→ TASK INSTRUCTIONS
Print exactly what lies from the line with "Output the component" down to the line with "const [open, setOpen] = useState(true);", counting both of those lines, but not the pictures.

→ DATASET CONTENT
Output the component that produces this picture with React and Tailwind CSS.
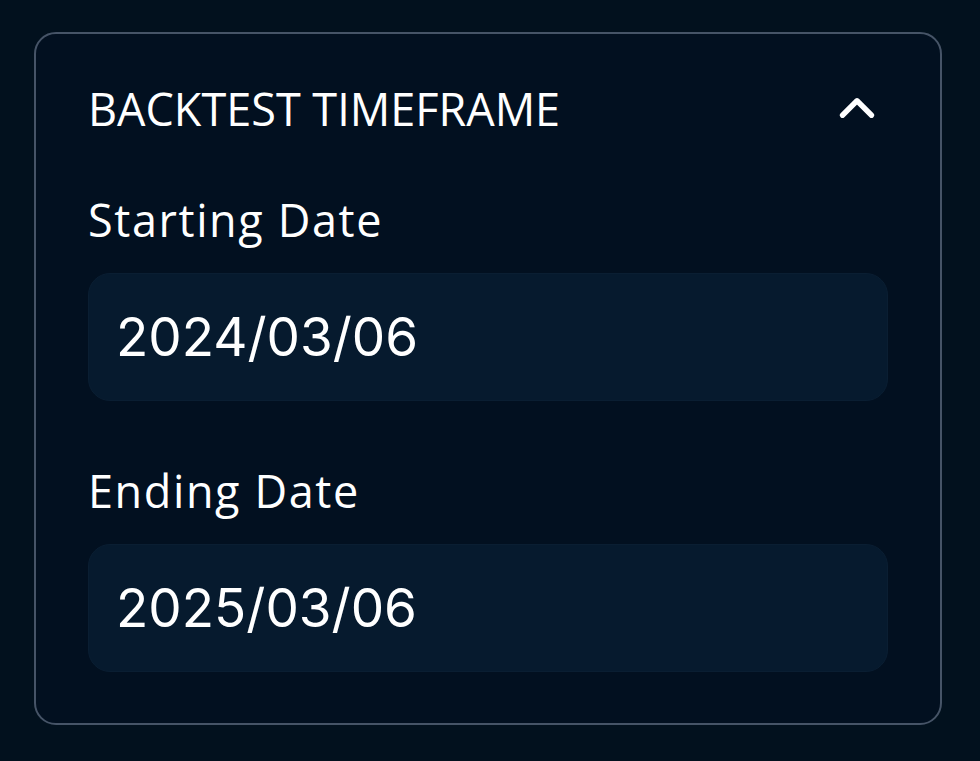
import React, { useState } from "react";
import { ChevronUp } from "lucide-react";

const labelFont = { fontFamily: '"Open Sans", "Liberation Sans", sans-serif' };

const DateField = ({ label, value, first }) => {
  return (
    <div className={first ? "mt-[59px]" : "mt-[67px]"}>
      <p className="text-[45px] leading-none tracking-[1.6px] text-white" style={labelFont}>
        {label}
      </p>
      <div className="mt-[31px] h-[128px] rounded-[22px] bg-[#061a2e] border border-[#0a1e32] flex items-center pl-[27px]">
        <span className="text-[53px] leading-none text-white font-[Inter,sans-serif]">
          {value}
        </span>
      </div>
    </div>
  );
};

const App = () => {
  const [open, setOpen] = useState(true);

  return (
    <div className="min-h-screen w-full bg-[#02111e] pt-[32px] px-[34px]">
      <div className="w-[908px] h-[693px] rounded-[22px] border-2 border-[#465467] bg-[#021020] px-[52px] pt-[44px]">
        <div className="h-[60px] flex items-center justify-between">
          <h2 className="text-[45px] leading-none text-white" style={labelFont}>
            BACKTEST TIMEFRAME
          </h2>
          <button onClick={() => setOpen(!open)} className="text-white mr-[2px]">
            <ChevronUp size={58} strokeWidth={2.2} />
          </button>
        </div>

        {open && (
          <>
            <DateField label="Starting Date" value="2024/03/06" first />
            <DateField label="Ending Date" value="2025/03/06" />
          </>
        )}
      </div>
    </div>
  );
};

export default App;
* * *
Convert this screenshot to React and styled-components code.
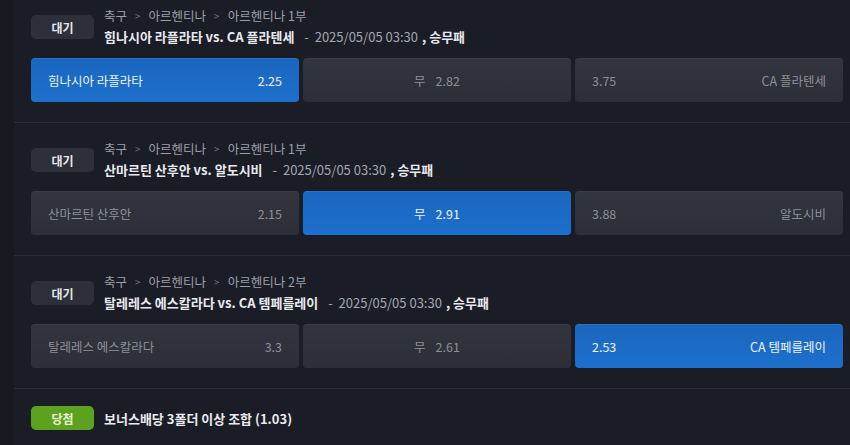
* * *
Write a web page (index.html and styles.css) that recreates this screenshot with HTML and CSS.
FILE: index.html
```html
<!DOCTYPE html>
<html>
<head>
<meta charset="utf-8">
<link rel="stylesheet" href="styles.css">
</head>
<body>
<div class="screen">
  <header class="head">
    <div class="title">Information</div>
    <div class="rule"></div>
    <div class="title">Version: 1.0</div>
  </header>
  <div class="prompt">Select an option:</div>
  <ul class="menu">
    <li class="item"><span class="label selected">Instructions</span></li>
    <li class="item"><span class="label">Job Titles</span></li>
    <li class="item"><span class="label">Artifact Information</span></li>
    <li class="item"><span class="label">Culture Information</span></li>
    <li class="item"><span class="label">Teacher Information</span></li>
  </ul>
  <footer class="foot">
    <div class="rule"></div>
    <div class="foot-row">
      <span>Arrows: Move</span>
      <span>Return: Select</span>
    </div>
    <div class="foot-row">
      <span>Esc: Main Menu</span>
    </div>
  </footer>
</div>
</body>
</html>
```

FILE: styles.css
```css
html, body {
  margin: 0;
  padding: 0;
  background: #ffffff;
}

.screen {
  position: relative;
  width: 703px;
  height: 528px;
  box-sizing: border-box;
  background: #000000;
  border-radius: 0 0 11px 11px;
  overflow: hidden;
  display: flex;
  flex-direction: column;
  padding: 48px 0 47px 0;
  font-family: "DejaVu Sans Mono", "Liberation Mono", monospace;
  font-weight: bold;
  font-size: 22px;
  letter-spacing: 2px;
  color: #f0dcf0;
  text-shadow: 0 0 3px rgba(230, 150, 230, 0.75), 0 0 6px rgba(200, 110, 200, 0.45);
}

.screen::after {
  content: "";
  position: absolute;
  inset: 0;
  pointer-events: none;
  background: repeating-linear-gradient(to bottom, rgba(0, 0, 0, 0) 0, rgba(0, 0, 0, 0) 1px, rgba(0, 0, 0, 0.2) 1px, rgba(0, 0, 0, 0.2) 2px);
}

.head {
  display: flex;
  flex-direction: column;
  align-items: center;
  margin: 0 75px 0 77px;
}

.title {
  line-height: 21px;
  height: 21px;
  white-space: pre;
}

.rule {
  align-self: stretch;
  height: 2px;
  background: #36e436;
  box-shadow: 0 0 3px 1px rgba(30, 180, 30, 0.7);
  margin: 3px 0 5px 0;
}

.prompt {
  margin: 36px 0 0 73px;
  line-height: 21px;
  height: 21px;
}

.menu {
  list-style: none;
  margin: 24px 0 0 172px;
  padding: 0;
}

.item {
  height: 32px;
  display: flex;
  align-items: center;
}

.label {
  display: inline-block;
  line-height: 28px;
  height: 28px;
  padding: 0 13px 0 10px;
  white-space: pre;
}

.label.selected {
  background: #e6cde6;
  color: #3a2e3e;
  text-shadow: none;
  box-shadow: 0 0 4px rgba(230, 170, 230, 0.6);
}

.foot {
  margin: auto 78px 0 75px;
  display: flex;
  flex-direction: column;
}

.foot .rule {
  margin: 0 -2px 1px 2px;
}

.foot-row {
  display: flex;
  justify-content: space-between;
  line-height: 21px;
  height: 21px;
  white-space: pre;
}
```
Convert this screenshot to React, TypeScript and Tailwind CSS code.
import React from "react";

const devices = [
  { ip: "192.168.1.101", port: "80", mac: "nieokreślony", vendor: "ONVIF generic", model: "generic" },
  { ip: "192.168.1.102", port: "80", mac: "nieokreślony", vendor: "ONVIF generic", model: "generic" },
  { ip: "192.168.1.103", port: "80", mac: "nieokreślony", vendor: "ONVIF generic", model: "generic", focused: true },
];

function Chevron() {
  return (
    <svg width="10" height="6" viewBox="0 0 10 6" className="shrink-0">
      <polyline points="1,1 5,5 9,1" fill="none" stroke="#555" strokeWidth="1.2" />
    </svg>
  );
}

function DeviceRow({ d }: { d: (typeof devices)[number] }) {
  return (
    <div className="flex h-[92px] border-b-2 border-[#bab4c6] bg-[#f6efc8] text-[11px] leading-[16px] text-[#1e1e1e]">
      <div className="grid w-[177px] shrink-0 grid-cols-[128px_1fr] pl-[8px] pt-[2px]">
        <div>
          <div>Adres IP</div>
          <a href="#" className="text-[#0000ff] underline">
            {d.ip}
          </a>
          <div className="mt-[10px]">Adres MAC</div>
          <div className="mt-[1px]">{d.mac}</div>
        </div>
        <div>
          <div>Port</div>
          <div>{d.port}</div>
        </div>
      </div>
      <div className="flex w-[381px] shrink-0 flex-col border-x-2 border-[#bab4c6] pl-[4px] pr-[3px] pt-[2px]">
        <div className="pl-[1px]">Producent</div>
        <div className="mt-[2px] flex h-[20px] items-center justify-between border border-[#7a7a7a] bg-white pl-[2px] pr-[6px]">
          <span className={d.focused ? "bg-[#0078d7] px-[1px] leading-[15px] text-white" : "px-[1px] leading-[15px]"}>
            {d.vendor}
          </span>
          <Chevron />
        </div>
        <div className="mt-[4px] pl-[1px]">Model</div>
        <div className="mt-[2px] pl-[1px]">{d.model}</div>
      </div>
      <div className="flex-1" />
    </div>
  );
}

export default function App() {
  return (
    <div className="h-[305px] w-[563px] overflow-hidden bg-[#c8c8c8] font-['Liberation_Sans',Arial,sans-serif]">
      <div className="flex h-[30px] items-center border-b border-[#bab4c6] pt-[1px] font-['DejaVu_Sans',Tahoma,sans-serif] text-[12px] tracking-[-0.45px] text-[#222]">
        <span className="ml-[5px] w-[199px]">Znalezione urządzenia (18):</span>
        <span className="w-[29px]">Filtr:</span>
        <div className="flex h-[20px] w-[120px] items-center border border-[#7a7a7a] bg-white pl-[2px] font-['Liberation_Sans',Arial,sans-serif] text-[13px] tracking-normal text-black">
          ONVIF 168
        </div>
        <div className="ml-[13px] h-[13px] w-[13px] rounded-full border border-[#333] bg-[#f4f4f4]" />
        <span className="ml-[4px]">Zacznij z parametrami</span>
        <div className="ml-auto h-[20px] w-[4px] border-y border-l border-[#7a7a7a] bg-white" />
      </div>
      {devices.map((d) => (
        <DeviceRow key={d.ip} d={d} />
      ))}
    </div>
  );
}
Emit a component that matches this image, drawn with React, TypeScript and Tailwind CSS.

→ SOLUTION TO THE PROBLEM
Output the component that produces this picture with React and Tailwind CSS.
import React, { useState } from "react";
import { ChevronUp } from "lucide-react";

const labelFont = { fontFamily: '"Open Sans", "Liberation Sans", sans-serif' };

const DateField = ({ label, value, first }) => {
  return (
    <div className={first ? "mt-[59px]" : "mt-[67px]"}>
      <p className="text-[45px] leading-none tracking-[1.6px] text-white" style={labelFont}>
        {label}
      </p>
      <div className="mt-[31px] h-[128px] rounded-[22px] bg-[#061a2e] border border-[#0a1e32] flex items-center pl-[27px]">
        <span className="text-[53px] leading-none text-white font-[Inter,sans-serif]">
          {value}
        </span>
      </div>
    </div>
  );
};

const App = () => {
  const [open, setOpen] = useState(true);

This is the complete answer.